### The problem
Search the listing below for the word "screenshot" and copy each line that holds it.

### Records for this exercise
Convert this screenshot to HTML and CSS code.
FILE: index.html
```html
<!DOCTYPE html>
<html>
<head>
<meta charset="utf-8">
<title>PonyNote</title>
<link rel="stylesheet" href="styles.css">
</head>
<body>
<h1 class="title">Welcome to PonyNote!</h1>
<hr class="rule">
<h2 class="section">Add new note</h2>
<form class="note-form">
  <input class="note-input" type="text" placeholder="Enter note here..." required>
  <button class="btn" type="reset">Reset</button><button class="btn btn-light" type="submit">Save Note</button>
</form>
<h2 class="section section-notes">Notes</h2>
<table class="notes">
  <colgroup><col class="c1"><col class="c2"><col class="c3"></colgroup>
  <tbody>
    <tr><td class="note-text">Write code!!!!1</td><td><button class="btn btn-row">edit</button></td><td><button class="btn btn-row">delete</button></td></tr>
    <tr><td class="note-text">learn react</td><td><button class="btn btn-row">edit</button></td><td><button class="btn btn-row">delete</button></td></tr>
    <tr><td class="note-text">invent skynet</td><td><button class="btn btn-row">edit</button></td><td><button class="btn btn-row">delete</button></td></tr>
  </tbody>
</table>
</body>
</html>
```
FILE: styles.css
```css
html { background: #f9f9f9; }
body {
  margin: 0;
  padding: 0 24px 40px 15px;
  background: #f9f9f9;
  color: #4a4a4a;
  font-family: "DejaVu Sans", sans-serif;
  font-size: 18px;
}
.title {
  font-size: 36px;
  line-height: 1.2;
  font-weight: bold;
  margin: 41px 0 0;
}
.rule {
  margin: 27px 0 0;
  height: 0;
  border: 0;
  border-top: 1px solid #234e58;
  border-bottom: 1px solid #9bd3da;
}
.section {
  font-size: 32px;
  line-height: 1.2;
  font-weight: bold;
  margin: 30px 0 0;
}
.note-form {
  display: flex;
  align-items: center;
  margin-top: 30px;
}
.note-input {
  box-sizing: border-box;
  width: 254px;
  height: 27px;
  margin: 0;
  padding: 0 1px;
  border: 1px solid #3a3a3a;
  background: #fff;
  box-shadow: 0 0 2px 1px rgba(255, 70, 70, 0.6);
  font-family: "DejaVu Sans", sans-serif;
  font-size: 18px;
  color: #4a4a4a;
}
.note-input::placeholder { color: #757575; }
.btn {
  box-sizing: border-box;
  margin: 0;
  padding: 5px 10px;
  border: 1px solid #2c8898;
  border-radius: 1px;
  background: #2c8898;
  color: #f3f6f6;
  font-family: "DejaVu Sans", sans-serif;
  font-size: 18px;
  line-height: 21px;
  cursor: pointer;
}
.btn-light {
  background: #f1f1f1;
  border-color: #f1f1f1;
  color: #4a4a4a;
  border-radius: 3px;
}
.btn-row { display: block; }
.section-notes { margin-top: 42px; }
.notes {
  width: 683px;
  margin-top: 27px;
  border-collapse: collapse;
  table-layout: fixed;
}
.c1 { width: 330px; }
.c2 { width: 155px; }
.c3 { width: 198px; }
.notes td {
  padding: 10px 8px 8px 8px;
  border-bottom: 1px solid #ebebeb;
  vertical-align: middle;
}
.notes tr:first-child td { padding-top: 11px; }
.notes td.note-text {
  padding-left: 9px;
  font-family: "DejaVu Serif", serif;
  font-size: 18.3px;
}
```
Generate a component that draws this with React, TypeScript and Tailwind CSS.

* * *

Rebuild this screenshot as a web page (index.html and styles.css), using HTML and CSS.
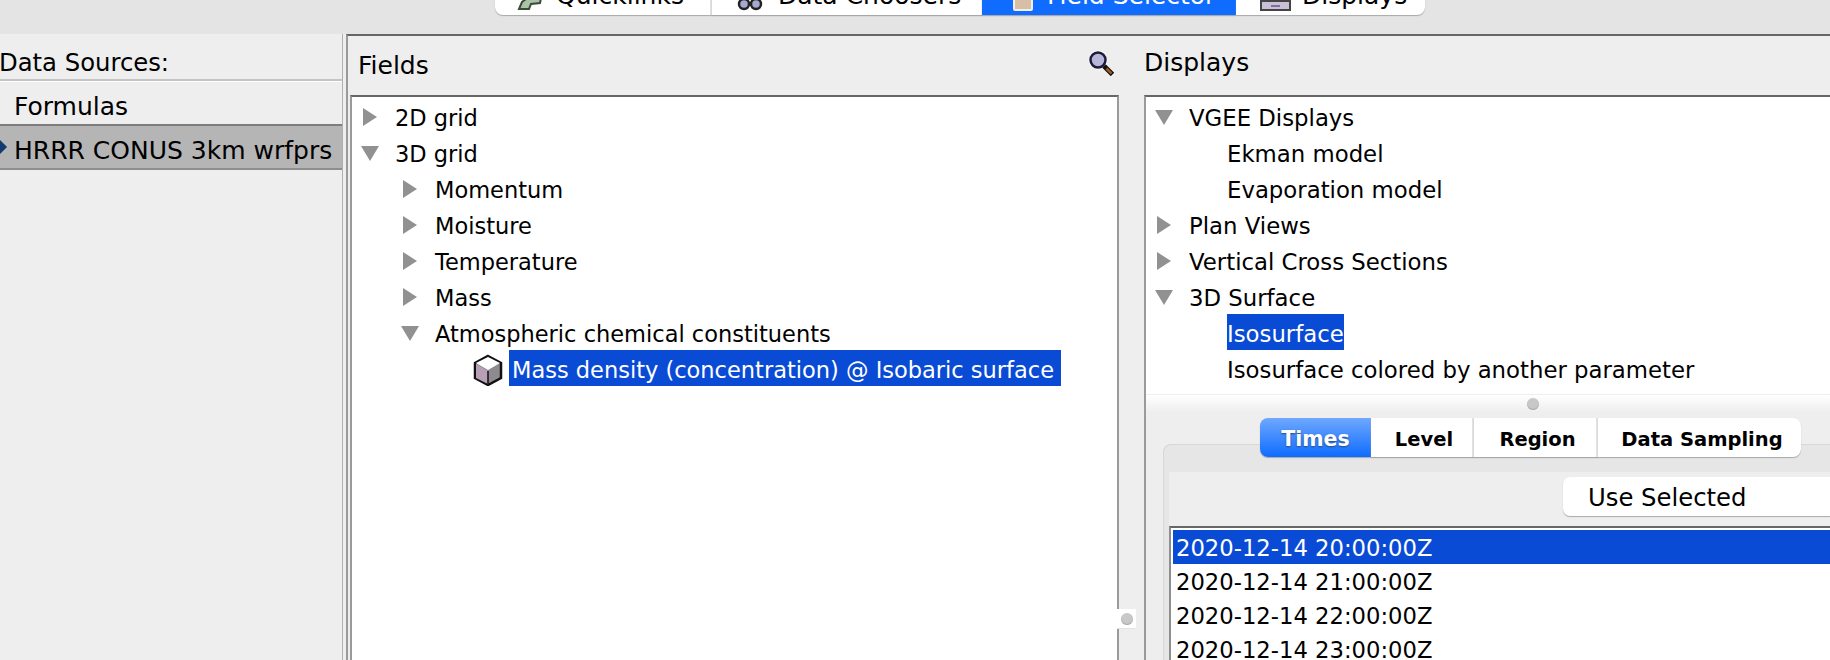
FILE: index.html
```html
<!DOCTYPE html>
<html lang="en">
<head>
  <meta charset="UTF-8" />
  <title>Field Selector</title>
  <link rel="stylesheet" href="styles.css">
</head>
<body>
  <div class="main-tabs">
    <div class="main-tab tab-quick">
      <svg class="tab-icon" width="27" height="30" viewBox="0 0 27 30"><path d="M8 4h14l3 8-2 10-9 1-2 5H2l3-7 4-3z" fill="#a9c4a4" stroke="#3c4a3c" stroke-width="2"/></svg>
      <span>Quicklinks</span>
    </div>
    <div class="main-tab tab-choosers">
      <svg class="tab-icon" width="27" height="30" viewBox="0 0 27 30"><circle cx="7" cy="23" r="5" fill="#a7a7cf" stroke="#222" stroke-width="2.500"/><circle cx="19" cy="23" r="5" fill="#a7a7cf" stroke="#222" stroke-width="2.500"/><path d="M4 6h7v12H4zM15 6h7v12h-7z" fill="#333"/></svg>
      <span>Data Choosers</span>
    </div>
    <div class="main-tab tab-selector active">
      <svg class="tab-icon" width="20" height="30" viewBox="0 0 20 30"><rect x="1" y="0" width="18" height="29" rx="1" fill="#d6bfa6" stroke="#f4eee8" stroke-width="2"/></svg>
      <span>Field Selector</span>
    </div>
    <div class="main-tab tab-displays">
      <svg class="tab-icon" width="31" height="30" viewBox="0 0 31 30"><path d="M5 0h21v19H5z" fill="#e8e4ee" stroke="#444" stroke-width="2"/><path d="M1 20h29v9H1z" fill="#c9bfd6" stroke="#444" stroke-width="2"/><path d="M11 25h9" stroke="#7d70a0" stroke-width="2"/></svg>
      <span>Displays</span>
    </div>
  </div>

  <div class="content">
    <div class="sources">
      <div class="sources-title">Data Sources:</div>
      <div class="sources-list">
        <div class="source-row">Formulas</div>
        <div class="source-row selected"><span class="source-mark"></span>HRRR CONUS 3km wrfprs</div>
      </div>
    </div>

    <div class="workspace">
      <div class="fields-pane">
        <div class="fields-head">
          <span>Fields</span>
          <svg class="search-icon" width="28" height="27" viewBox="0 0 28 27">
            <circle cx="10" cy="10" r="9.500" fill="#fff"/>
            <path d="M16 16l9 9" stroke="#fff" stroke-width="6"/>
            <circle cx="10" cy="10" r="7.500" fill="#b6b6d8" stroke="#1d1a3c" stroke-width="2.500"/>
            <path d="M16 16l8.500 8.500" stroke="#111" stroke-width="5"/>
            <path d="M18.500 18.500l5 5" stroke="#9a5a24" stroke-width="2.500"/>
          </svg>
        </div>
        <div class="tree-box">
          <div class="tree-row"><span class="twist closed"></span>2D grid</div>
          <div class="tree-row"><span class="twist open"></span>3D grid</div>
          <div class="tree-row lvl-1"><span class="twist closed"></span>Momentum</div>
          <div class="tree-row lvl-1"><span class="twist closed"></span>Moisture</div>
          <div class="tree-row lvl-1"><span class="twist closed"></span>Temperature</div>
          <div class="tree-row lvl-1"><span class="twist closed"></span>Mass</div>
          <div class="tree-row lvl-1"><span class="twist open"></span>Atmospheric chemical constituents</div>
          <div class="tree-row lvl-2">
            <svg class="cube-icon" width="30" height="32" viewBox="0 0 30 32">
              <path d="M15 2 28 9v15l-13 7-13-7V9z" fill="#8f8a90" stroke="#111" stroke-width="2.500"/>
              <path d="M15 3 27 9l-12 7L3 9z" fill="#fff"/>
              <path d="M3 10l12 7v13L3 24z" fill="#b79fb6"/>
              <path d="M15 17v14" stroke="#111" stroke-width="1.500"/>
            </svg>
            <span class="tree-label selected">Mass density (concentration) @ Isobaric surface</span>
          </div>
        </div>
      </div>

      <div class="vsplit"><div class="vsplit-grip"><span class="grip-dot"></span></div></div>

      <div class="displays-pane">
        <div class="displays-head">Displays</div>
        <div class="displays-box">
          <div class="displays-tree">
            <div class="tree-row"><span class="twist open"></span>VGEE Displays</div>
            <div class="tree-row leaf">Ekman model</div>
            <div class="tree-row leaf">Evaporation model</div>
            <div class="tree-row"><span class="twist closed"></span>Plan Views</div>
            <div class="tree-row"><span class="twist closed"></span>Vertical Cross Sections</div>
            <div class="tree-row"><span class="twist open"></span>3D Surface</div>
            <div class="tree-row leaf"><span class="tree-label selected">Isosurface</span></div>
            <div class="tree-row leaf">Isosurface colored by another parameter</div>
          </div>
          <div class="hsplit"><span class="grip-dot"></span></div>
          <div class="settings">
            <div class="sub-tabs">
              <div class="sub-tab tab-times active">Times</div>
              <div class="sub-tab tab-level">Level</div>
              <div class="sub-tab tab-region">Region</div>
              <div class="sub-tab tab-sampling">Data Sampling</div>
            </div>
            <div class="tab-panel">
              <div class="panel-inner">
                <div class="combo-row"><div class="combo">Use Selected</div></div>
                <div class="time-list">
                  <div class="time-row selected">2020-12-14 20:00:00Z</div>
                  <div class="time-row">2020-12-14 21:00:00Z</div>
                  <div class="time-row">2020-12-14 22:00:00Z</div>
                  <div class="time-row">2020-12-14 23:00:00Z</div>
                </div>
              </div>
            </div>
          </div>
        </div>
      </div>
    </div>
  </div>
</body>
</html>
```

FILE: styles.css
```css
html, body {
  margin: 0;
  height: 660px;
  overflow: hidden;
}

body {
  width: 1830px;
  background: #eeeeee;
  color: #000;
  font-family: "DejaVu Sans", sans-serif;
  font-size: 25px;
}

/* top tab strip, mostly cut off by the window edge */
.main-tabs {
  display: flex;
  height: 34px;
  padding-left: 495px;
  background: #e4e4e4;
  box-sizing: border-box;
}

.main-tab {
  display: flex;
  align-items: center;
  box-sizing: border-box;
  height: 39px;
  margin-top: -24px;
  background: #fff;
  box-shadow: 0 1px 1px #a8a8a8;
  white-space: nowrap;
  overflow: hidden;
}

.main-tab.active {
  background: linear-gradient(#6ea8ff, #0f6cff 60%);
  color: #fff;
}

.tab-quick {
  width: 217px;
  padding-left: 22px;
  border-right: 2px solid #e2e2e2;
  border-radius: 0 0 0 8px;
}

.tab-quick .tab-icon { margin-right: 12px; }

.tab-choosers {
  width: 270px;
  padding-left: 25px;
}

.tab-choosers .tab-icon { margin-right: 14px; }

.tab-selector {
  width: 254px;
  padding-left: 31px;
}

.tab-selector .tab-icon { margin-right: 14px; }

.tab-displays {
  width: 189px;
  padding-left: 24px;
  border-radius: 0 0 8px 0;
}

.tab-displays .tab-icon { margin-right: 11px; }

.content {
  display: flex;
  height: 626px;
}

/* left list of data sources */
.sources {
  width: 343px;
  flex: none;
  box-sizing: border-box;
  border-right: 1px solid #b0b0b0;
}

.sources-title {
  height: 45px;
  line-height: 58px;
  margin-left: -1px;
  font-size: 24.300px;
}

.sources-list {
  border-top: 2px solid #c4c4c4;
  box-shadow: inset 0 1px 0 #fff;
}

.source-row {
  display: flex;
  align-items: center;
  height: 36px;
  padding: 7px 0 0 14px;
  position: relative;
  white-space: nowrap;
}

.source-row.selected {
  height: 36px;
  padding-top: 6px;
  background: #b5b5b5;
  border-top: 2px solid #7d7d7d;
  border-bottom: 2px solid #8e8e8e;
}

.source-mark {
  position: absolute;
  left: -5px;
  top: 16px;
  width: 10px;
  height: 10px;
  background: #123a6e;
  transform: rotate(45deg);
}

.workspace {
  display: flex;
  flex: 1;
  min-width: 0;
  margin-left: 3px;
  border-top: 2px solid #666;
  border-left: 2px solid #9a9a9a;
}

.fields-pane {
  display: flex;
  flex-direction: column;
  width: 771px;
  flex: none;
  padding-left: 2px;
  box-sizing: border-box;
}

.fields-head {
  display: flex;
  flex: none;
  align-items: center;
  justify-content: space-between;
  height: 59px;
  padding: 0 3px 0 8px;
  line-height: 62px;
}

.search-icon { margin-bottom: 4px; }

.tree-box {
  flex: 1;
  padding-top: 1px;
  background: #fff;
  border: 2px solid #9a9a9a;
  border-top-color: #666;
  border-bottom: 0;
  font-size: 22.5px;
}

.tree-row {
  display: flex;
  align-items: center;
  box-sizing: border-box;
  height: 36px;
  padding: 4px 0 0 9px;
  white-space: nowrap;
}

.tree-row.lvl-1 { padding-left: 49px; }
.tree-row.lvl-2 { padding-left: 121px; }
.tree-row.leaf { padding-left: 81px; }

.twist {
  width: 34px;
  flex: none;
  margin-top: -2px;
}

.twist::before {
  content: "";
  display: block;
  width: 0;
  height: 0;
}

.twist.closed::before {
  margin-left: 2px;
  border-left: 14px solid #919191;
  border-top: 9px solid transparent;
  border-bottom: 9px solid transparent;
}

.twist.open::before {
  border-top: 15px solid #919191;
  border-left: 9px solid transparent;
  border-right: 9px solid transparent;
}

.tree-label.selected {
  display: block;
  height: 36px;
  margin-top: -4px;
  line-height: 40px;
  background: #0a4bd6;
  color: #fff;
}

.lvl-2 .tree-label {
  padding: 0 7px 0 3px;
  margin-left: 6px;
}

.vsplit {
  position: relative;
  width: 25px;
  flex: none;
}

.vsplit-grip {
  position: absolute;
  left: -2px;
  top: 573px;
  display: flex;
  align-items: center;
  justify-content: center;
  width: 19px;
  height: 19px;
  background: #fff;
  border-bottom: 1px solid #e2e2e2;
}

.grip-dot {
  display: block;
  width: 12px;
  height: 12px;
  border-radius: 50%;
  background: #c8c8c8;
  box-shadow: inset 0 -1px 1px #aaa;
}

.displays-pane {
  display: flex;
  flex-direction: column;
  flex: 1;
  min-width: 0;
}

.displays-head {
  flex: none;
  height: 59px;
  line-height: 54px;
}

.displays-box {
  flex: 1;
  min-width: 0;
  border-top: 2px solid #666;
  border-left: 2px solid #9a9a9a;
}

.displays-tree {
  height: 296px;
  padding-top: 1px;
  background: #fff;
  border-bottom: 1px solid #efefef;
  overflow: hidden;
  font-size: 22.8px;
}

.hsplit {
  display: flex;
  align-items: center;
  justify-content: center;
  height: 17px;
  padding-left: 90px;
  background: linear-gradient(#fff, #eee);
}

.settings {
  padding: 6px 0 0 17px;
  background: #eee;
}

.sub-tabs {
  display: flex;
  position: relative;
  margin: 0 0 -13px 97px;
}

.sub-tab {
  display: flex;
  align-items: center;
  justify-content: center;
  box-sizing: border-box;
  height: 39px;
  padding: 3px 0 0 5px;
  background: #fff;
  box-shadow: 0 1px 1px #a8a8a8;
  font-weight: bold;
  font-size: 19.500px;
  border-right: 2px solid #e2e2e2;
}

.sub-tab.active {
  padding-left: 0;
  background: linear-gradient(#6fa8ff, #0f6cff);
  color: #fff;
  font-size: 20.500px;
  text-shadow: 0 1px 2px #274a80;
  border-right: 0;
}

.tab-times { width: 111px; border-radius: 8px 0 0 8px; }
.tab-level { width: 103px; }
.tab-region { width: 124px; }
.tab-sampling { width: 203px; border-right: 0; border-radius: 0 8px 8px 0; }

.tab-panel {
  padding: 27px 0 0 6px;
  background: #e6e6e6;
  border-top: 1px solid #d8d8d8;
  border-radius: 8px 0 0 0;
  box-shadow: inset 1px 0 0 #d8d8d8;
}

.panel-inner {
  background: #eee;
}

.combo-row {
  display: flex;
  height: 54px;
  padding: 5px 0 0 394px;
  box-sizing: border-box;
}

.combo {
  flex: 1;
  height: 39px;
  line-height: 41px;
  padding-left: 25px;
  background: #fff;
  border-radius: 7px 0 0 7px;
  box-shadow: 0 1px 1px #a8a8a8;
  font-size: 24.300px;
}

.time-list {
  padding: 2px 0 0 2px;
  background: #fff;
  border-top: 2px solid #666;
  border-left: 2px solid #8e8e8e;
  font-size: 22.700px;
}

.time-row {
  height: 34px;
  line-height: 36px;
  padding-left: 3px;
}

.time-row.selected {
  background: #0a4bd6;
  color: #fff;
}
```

...

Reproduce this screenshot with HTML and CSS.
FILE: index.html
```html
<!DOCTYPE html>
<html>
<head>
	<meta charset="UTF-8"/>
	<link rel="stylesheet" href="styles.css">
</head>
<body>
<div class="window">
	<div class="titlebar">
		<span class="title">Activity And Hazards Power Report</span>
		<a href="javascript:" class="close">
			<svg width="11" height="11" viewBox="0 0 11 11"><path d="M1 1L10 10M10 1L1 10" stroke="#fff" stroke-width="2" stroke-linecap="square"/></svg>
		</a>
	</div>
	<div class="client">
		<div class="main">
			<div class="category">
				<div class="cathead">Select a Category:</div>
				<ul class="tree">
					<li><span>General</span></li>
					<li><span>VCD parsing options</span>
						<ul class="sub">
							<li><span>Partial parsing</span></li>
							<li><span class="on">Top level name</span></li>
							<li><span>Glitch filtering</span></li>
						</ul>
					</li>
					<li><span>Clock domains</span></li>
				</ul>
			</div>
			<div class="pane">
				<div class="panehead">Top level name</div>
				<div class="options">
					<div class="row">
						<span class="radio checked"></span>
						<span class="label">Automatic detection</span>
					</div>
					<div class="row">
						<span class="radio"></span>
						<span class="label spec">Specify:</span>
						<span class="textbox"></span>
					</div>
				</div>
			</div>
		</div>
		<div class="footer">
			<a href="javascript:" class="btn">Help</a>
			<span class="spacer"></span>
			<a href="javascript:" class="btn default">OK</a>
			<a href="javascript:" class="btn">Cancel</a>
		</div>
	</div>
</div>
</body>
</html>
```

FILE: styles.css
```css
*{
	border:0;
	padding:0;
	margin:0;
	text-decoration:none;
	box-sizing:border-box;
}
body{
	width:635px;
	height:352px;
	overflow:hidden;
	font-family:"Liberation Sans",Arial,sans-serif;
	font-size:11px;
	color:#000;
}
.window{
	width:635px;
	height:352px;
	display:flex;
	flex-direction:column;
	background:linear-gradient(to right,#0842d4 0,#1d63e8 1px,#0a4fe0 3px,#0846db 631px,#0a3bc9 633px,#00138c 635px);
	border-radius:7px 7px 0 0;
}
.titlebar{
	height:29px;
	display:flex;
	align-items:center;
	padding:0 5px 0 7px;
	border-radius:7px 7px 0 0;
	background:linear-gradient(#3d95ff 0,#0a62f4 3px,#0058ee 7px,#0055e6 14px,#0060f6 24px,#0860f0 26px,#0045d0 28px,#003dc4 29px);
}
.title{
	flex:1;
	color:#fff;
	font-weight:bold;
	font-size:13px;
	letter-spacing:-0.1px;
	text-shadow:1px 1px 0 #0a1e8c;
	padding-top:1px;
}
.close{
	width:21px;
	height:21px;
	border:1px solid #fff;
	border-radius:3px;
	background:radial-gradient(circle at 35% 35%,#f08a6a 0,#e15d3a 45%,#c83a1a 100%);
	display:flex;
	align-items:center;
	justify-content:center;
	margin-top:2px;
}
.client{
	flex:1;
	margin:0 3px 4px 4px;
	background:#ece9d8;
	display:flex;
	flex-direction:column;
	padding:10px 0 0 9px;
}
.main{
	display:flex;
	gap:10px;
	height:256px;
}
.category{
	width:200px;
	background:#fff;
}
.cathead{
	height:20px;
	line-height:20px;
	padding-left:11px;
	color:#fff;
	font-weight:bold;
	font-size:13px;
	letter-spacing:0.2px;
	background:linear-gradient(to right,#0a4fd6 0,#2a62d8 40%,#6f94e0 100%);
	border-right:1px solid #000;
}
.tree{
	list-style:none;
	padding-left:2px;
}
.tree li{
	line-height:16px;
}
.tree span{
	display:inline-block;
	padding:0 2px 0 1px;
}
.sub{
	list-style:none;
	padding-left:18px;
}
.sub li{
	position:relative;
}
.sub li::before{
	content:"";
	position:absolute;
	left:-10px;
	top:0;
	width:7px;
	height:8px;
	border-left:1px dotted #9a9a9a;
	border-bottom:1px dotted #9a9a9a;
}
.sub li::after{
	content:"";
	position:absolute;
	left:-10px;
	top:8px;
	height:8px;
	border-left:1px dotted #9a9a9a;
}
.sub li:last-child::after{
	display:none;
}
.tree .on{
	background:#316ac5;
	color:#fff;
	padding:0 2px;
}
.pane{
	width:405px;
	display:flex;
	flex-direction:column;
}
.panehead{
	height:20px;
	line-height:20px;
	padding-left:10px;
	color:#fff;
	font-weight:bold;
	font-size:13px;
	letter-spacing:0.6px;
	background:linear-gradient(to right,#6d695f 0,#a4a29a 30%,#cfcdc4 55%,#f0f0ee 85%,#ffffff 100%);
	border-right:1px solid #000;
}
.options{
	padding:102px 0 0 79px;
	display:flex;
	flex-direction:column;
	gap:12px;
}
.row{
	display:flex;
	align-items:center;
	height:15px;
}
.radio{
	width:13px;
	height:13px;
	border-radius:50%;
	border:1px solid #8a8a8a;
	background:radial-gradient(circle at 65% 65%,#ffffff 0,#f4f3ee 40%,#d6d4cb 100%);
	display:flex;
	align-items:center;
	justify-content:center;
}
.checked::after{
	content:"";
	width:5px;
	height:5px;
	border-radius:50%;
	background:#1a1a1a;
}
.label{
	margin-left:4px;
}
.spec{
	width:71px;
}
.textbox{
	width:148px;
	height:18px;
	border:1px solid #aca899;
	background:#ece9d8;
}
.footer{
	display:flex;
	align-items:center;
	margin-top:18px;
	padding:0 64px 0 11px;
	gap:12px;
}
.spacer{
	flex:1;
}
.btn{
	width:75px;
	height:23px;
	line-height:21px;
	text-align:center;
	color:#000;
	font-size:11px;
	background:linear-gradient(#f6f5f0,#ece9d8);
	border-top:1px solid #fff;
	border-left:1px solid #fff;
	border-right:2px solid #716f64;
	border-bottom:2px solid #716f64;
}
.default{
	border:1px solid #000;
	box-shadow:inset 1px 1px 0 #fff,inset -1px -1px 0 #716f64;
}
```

### Expected answer
Convert this screenshot to HTML and CSS code.
Rebuild this screenshot as a web page (index.html and styles.css), using HTML and CSS.
Reproduce this screenshot with HTML and CSS.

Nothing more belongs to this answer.